1) Doing any processing intensive task impaired streaming and even disk access for music play back to the point that there was stuttering. This was the inital push for wanting to create a separate media platform

2) My receiver was intro level and there was audible noise without music playing and even some distortion on close analysis compared to the same track on my DAP.

My sense is that any small PC but with lots of low latency high fidelity HDD space and reasonable RAM/processer will be up to the task as long as I debloat it and only use it for music. I was thinking an all in one or even a touch screen laptop. Any suggestions for candidates would be appreciated. Maybe there already exists something specifically for this end. Additionally any recommendations for receiver would be appreciated. It does not need to have a DAC as I could just use the music streamer I have, but an integrated dac in the receiver would be great to offload things from the PC and make it a pure transport.

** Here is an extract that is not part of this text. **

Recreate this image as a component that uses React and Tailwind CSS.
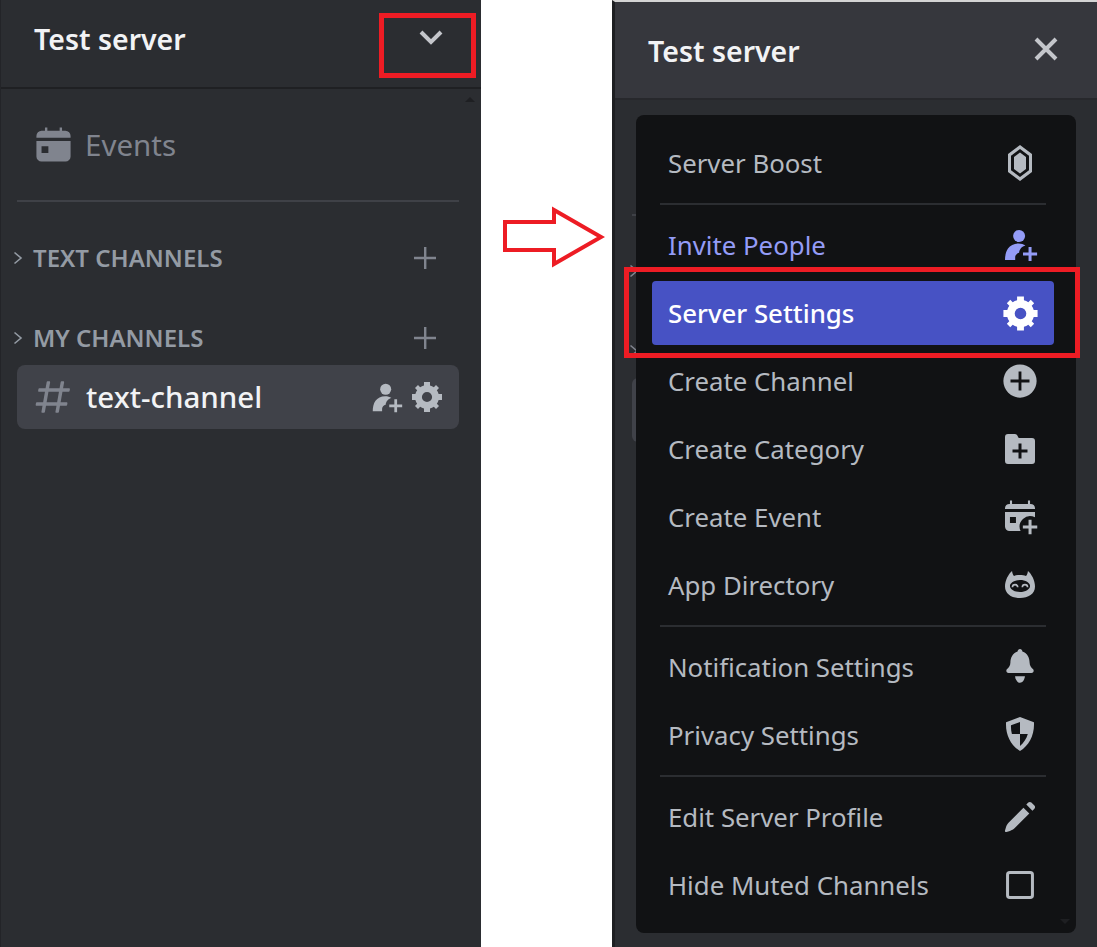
import React from "react";

const GEAR =
  "M19.738 10H22V14H19.739C19.498 14.931 19.1 15.798 18.565 16.564L20 18L18 20L16.565 18.564C15.797 19.099 14.932 19.498 14 19.738V22H10V19.738C9.069 19.498 8.203 19.099 7.436 18.564L6 20L4 18L5.436 16.564C4.901 15.799 4.502 14.932 4.262 14H2V10H4.262C4.502 9.068 4.9 8.202 5.436 7.436L4 6L6 4L7.436 5.436C8.202 4.9 9.068 4.502 10 4.262V2H14V4.261C14.932 4.502 15.797 4.9 16.565 5.435L18 4L20 6L18.564 7.436C19.099 8.202 19.498 9.069 19.738 10ZM12 15.4A3.4 3.4 0 1 0 12 8.6A3.4 3.4 0 1 0 12 15.4Z";

const HASH =
  "M5.88657 21C5.57547 21 5.3399 20.7189 5.39427 20.4126L6.00001 17H2.59511C2.28449 17 2.04905 16.7198 2.10259 16.4138L2.27759 15.4138C2.31946 15.1746 2.52722 15 2.77011 15H6.35001L7.41001 9H4.00511C3.69449 9 3.45905 8.71977 3.51259 8.41381L3.68759 7.41381C3.72946 7.17456 3.93722 7 4.18011 7H7.76001L8.39677 3.41262C8.43914 3.17391 8.64664 3 8.88907 3H9.87344C10.1845 3 10.4201 3.28107 10.3657 3.58738L9.76001 7H15.76L16.3968 3.41262C16.4391 3.17391 16.6466 3 16.8891 3H17.8734C18.1845 3 18.4201 3.28107 18.3657 3.58738L17.76 7H21.1649C21.4755 7 21.711 7.28023 21.6574 7.58619L21.4824 8.58619C21.4406 8.82544 21.2328 9 20.9899 9H17.41L16.35 15H19.7549C20.0655 15 20.301 15.2802 20.2474 15.5862L20.0724 16.5862C20.0306 16.8254 19.8228 17 19.5799 17H16L15.3632 20.5874C15.3209 20.8261 15.1134 21 14.8709 21H13.8866C13.5755 21 13.3399 20.7189 13.3943 20.4126L14 17H8.00001L7.36325 20.5874C7.32088 20.8261 7.11337 21 6.87094 21H5.88657ZM9.41045 9L8.35045 15H14.3504L15.4104 9H9.41045Z";

function Svg({ size = 36, className = "", children }) {
  return (
    <svg width={size} height={size} viewBox="0 0 24 24" fill="currentColor" className={`shrink-0 ${className}`}>
      {children}
    </svg>
  );
}

const GearIcon = (p) => <Svg {...p}><path fillRule="evenodd" d={GEAR} /></Svg>;
const HashIcon = (p) => <Svg {...p}><path d={HASH} /></Svg>;

function InviteIcon(p) {
  return (
    <Svg {...p}>
      <circle cx="11.4" cy="6" r="4" />
      <path d="M2 22c0-2.600.5-5.500 2-7.600C5.500 12.200 8 11 11 11c1.800 0 3.500.5 4.600 1.300-2.300.5-4 2.500-4.200 4.900-1.500.3-2.600 1.500-2.600 3V22H2z" />
      <path d="M17.700 13.300h2v3.700h3.700v2h-3.700v3.700h-2V19H14v-2h3.700z" />
    </Svg>
  );
}

function CalendarIcon(p) {
  return (
    <Svg {...p}>
      <path d="M7 2h1.400v2h7.200V2H17v2h2a3 3 0 0 1 3 3v1H2V7a3 3 0 0 1 3-3h2z" />
      <path fillRule="evenodd" d="M2 10h20v9a3 3 0 0 1-3 3H5a3 3 0 0 1-3-3v-9zm3 3v4h4v-4H5z" />
    </Svg>
  );
}

function BoostIcon(p) {
  return (
    <Svg {...p}>
      <path fillRule="evenodd" d="M12 0l8 6v12l-8 6-8-6V6l8-6zm0 2.600L6 7.200v9.600l6 4.600 6-4.600V7.200l-6-4.600z" />
      <path d="M12 5l4 3v8l-4 3-4-3V8z" />
    </Svg>
  );
}

function CirclePlusIcon(p) {
  return (
    <Svg {...p}>
      <path
        fillRule="evenodd"
        d="M12 1.500a10.500 10.500 0 1 1 0 21 10.500 10.500 0 0 1 0-21zM11.100 6v5.100H6v1.800h5.100V18h1.800v-5.100H18v-1.800h-5.100V6h-1.800z"
      />
    </Svg>
  );
}

function FolderPlusIcon(p) {
  return (
    <Svg {...p}>
      <path
        fillRule="evenodd"
        d="M4 2h4.500c1.300 0 1.700.8 2.200 2 .2.500.500.700 1 .700H20a2 2 0 0 1 2 2V20a2 2 0 0 1-2 2H4a2 2 0 0 1-2-2V4a2 2 0 0 1 2-2zm7 6.400v4H7v2h4v4h2v-4h4v-2h-4v-4h-2z"
      />
    </Svg>
  );
}

function EventPlusIcon(p) {
  return (
    <Svg {...p}>
      <path d="M5.300 1h1.400v2.300h10.600V1h1.400v2.300h.3A3 3 0 0 1 22 6v.700H2V6a3 3 0 0 1 3-2.700h.3z" />
      <path
        fillRule="evenodd"
        d="M2 8.700h20v3.500a7 7 0 0 0-9.600 9.100H5a3 3 0 0 1-3-3V8.700zm3.300 3.300v4h4v-4h-4z"
      />
      <path d="M17.700 13.900h2v3.800h3.800v2h-3.800v3.800h-2v-3.800h-3.800v-2h3.800z" />
    </Svg>
  );
}

function BotIcon(p) {
  return (
    <Svg {...p}>
      <path
        fillRule="evenodd"
        d="M6.700 2.700C6.900 4 7.200 5.200 8 6c1.200-.5 2.500-.7 4-.7s2.800.2 4 .7c.8-.8 1.100-2 1.300-3.300C19.700 4.700 22 9 22 13c0 5-4.500 7.700-10 7.700S2 18 2 13c0-4 2.300-8.300 4.700-10.300zM12 8.700c-3.700 0-6.700 1.800-6.700 4s3 4 6.700 4 6.700-1.800 6.700-4-3-4-6.700-4z"
      />
      <path d="M6.400 13.500a2.300 2.300 0 0 1 4.600 0H9.900a1.200 1.200 0 0 0-2.400 0H6.400zM13 13.500a2.300 2.300 0 0 1 4.600 0h-1.100a1.200 1.200 0 0 0-2.400 0H13z" />
    </Svg>
  );
}

function BellIcon(p) {
  return (
    <Svg {...p}>
      <path d="M12 0c.9 0 1.500.6 1.600 1.600C17 2.600 18.400 6 18.400 9c0 2.400 1.200 3.400 2.200 4.300.9.800.7 2.700-1 2.700H4.400c-1.700 0-1.900-1.900-1-2.700 1-.9 2.200-1.900 2.200-4.300C5.600 6 7 2.600 10.400 1.600 10.500.6 11.100 0 12 0z" />
      <path d="M8.700 18.200h6.600c-.3 2.500-1.700 4.300-3.300 4.300s-3-1.800-3.300-4.300z" />
    </Svg>
  );
}

function ShieldIcon(p) {
  return (
    <Svg {...p}>
      <path
        fillRule="evenodd"
        d="M12 0l9.300 3.500c.5 8.500-3.300 15.500-9.300 19.200C6 19 2.200 12 2.700 3.500L12 0zm0 3.300L6 5.500c-.1 2 .1 4 .6 5.800H12v-8zm0 8v8c2.500-2.100 4.300-4.800 5.200-8H12z"
      />
    </Svg>
  );
}

function PencilIcon(p) {
  return (
    <Svg {...p}>
      <path d="M17.500 2.400c.6-.6 1.500-.6 2.100 0l2 2c.6.6.6 1.500 0 2.100l-1.300 1.300-4.100-4.100 1.300-1.300z" />
      <path d="M14.300 5.800l3.900 3.900L8.500 19.400c-.9.900-2 1.500-3.200 1.900l-2.300.7c-.7.200-1.200-.3-1-1l.8-2.600c.3-1.100.9-2 1.700-2.800L14.300 5.800z" />
    </Svg>
  );
}

function SquareIcon(p) {
  return (
    <Svg {...p}>
      <rect x="3.700" y="3.700" width="16.600" height="16.600" rx="1.500" fill="none" stroke="currentColor" strokeWidth="2" />
    </Svg>
  );
}

function Chevron({ className = "" }) {
  return (
    <svg width="10" height="14" viewBox="0 0 10 14" fill="none" stroke="currentColor" strokeWidth="1.600" className={className}>
      <path d="M1.500 1.500L8 7L1.500 12.500" />
    </svg>
  );
}

function PlusLine() {
  return (
    <svg width="22" height="22" viewBox="0 0 22 22" fill="currentColor" className="text-[#80848e]">
      <path d="M10 0h2.400v9.800H22v2.400h-9.600V22H10v-9.800H0V9.800h10z" />
    </svg>
  );
}

function Category({ label, className = "" }) {
  return (
    <div className={`flex items-center h-[30px] ${className}`}>
      <Chevron className="text-[#949ba4] ml-[12px] mr-[10px] shrink-0" />
      <span className="text-[24px] font-semibold text-[#949ba4] uppercase leading-none">{label}</span>
      <span className="ml-auto mr-[45px] flex"><PlusLine /></span>
    </div>
  );
}

function LeftPanel() {
  return (
    <aside className="relative w-[481px] h-full bg-[#2b2d31] border-l border-[#232428] flex flex-col shrink-0">
      <header className="h-[89px] border-b-2 border-[#1f2023] flex flex-col shrink-0 pl-[33px] pt-[19px] pr-[33px]">
        <div className="flex items-center justify-between">
          <h1 className="text-[28.500px] font-semibold leading-[40px] text-[#f2f3f5]">Test server</h1>
          <svg width="26" height="18" viewBox="0 0 26 18" fill="none" stroke="#c4c6cb" strokeWidth="4" className="mb-[2px] mr-[4px]">
            <path d="M3 3L13 13L23 3" />
          </svg>
        </div>
      </header>
      <div className="absolute right-[6px] top-[97px] w-0 h-0 border-x-[5px] border-x-transparent border-b-[5px] border-b-[#1e1f22]" />

      <div className="flex items-center h-[40px] mt-[36px] ml-[34px] text-[#80848e]">
        <CalendarIcon size={41} className="-ml-[2px] mr-[11px] -mt-[1px]" />
        <span className="text-[29.500px] leading-none">Events</span>
      </div>
      <div className="h-[2px] bg-[#3f4147] ml-[16px] mr-[22px] mt-[35px]" />

      <Category label="Text Channels" className="mt-[41px]" />
      <Category label="My Channels" className="mt-[50px]" />

      <div className="h-[64px] mt-[12px] ml-[16px] mr-[22px] bg-[#404249] rounded-lg flex items-center pl-[15px] pr-[14px]">
        <HashIcon size={42} className="text-[#80848e] mr-[12px]" />
        <span className="text-[29.500px] font-medium text-[#f2f3f5] leading-none">text-channel</span>
        <span className="ml-auto flex items-center gap-[6px] text-[#b5bac1]">
          <InviteIcon size={33} />
          <GearIcon size={36} />
        </span>
      </div>

      {/* red highlight round the chevron */}
      <div className="absolute left-[378px] top-[13px] w-[97px] h-[65px] border-[5px] border-[#ed1c24]" />
    </aside>
  );
}

function ArrowGap() {
  return (
    <div className="w-[131px] h-full bg-white shrink-0 pt-[205px] pl-[20px]">
      <svg width="110" height="66" viewBox="0 0 110 66" fill="#fff" stroke="#ed1c24" strokeWidth="4">
        <path d="M4 17H53V5L100 32L53 59V45H4Z" />
      </svg>
    </div>
  );
}

function MenuRow({ label, icon: Icon, size = 36, tone = "text-[#b5bac1]", active = false }) {
  return (
    <div
      className={`h-[64px] flex items-center justify-between pl-[16px] pr-[16px] rounded-[4px] text-[25.800px] leading-none ${tone} ${
        active ? "bg-[#4752c4] text-white font-medium" : ""
      }`}
    >
      <span className="mt-[2px]">{label}</span>
      <span className="w-[36px] h-[36px] flex items-center justify-center">
        <Icon size={size} />
      </span>
    </div>
  );
}

const Divider = () => <div className="h-[2px] bg-[#2b2d31] mx-[8px] my-[4px]" />;

function RightPanel() {
  return (
    <section className="relative flex-1 h-full bg-[#2b2d31] border-l-[3px] border-[#1e1f22] border-t-2 border-t-[#d4d4d4] flex flex-col">
      <header className="h-[98px] bg-[#36373d] border-b-2 border-[#27282c] flex items-center justify-between pl-[33px] pr-[38px] shrink-0">
        <h1 className="text-[28.500px] font-semibold text-[#f2f3f5] leading-none mt-[2px]">Test server</h1>
        <svg width="26" height="26" viewBox="0 0 26 26" fill="none" stroke="#c4c6cb" strokeWidth="4" className="mb-[2px]">
          <path d="M3 3L23 23M23 3L3 23" />
        </svg>
      </header>

      {/* what shows of the channel list behind the menu */}
      <div className="absolute left-[17px] top-[212px] w-[4px] h-[2px] bg-[#3f4147]" />
      <Chevron className="absolute left-[14px] top-[262px] text-[#80848e]" />
      <Chevron className="absolute left-[14px] top-[342px] text-[#80848e]" />
      <div className="absolute left-[17px] top-[376px] w-[6px] h-[64px] bg-[#404249] rounded-l-lg" />

      <div className="relative mt-[15px] ml-[21px] mr-[21px] h-[818px] bg-[#111214] rounded-lg pt-[16px] pl-[16px] pr-[22px] flex flex-col gap-1">
        <MenuRow label="Server Boost" icon={BoostIcon} />
        <Divider />
        <MenuRow label="Invite People" icon={InviteIcon} tone="text-[#949cf7]" />
        <MenuRow label="Server Settings" icon={GearIcon} size={41} active />
        <MenuRow label="Create Channel" icon={CirclePlusIcon} size={38} />
        <MenuRow label="Create Category" icon={FolderPlusIcon} />
        <MenuRow label="Create Event" icon={EventPlusIcon} />
        <MenuRow label="App Directory" icon={BotIcon} />
        <Divider />
        <MenuRow label="Notification Settings" icon={BellIcon} />
        <MenuRow label="Privacy Settings" icon={ShieldIcon} />
        <Divider />
        <MenuRow label="Edit Server Profile" icon={PencilIcon} />
        <MenuRow label="Hide Muted Channels" icon={SquareIcon} />
        <div className="absolute right-[6px] bottom-[9px] w-0 h-0 border-x-[5px] border-x-transparent border-t-[5px] border-t-[#1e1f22]" />
      </div>

      {/* red highlight round the selected row */}
      <div className="absolute left-[9px] top-[265px] w-[456px] h-[91px] border-[5px] border-[#ed1c24]" />
    </section>
  );
}

export default function App() {
  return (
    <div className="w-[1097px] h-[947px] flex bg-white overflow-hidden font-['Noto_Sans','Open_Sans',sans-serif]">
      <LeftPanel />
      <ArrowGap />
      <RightPanel />
    </div>
  );
}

Any other suggestions would be appreciated!
 
Sep 22, 2023 at 1:37 PM Post #2 of 4
2) My receiver was intro level and there was audible noise without music playing and even some distortion on close analysis compared to the same track on my DAP.
Most likely you're hearing EMI, which can be frustrating to track down and eradicate. EMI is not uncommon, especially when using a PC as a source. A dedicated source, like a streamer, server, or even a DAP as a source can def help with that.

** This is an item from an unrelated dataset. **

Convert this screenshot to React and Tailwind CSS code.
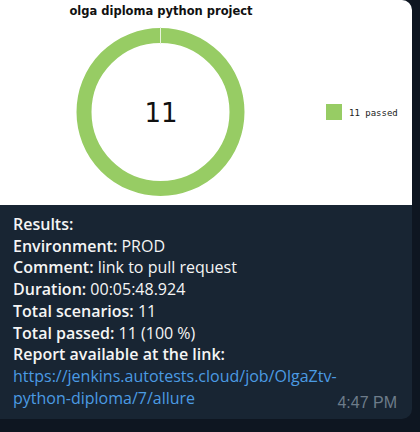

Best way to test is to use your DAP as a source and use the exact same setup/configuratin that you use when using your PC. If the noise disappears then you know it's your PC. If the noise remains, then the headache starts. Routers, modems, wifi, lights, dimmer switches, dirty electricity, USB cables, switches, ethernet cables can all cause/magnify noise.
 
Sep 22, 2023 at 7:40 PM Post #3 of 4
Most likely you're hearing EMI, which can be frustrating to track down and eradicate. EMI is not uncommon, especially when using a PC as a source. A dedicated source, like a streamer, server, or even a DAP as a source can def help with that.

Best way to test is to use your DAP as a source and use the exact same setup/configuratin that you use when using your PC. If the noise disappears then you know it's your PC. If the noise remains, then the headache starts. Routers, modems, wifi, lights, dimmer switches, dirty electricity, USB cables, switches, ethernet cables can all cause/magnify noise.

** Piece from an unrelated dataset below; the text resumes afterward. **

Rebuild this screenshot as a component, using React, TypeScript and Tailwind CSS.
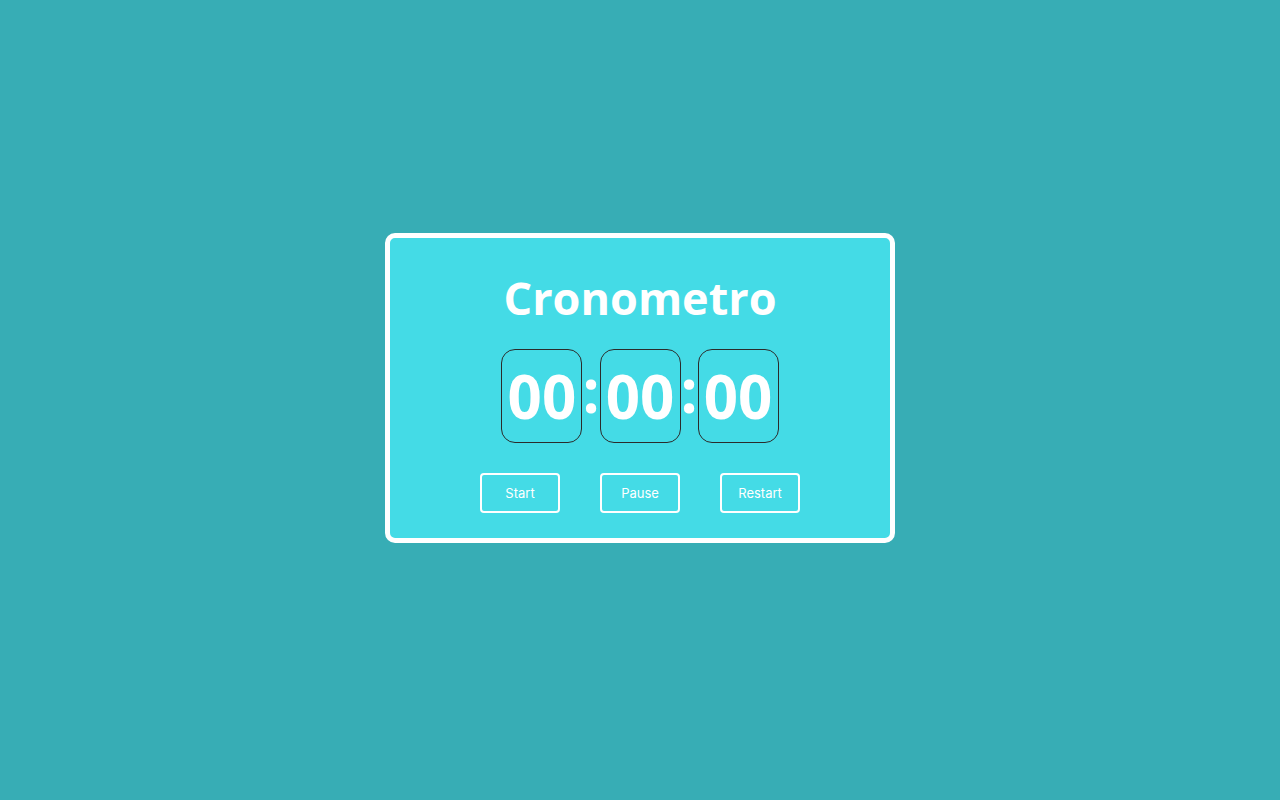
import React from "react";

function Box({ v }: { v: string }) {
  return (
    <div className="w-[81px] h-[94px] border border-[#2b2b2b] rounded-[14px] flex items-center justify-center">
      <span className="text-[60px] leading-none font-bold text-white">{v}</span>
    </div>
  );
}

function Colon() {
  return <span className="text-[60px] leading-none font-bold text-white mb-[12px]">:</span>;
}

export default function App() {
  return (
    <div
      className="min-h-screen w-full bg-[#37adb5] flex justify-center items-start pt-[233px]"
      style={{ fontFamily: '"Open Sans", sans-serif' }}
    >
      <div className="w-[510px] border-[5px] border-white rounded-[10px] bg-[#44dbe6] flex flex-col items-center pt-[36px] pb-[25px]">
        <h1 className="text-[45px] leading-[48px] font-bold text-white">Cronometro</h1>
        <div className="mt-[27px] flex items-center">
          <Box v="00" />
          <Colon />
          <Box v="00" />
          <Colon />
          <Box v="00" />
        </div>
        <div
          className="mt-[30px] flex gap-[40px]"
          style={{ fontFamily: 'Inter, sans-serif' }}
        >
          {["Start", "Pause", "Restart"].map((t) => (
            <button
              key={t}
              className="w-[80px] h-[40px] border-2 border-white rounded-[4px] text-[13px] pt-[2px] text-white flex items-center justify-center"
            >
              {t}
            </button>
          ))}
        </div>
      </div>
    </div>
  );
}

That previous receiver actually has stopped working thus the impetus for creating a new system. It was a very very shoddy receiver. I have looked into streamers but you still need some platform to feed into them no?
 
Sep 22, 2023 at 8:27 PM Post #4 of 4
That previous receiver actually has stopped working thus the impetus for creating a new system. It was a very very shoddy receiver. I have looked into streamers but you still need some platform to feed into them no?
Yes, of course. I didn't realize that receiver had actually died on you, still my advice above stands. If after you get a new receiver and the noise persists then you know how to troubleshoot the situation.

I've personally never experienced a receiver being the source of noise before, whereas the items I listed above have all at one point or the other in my system, been a detriment to good sound.

I know there are a few all-in-one solutions out there that are streamers/DACs/HP amps all in one box, but I have no experience with any of those.

Have you considered getting a nice vintage receiver? Granted, they will not have the digital to analog decoding capability, but based on pure sound quality, my vintage receivers blow the doors off of any of the modern AVRs I own/ed.

I don't keep mine in my chain for pure nostalgic reasons. They each are very powerful and musical sounding HP amps, not to mention all of the tone control options they have and can drive your speakers as well.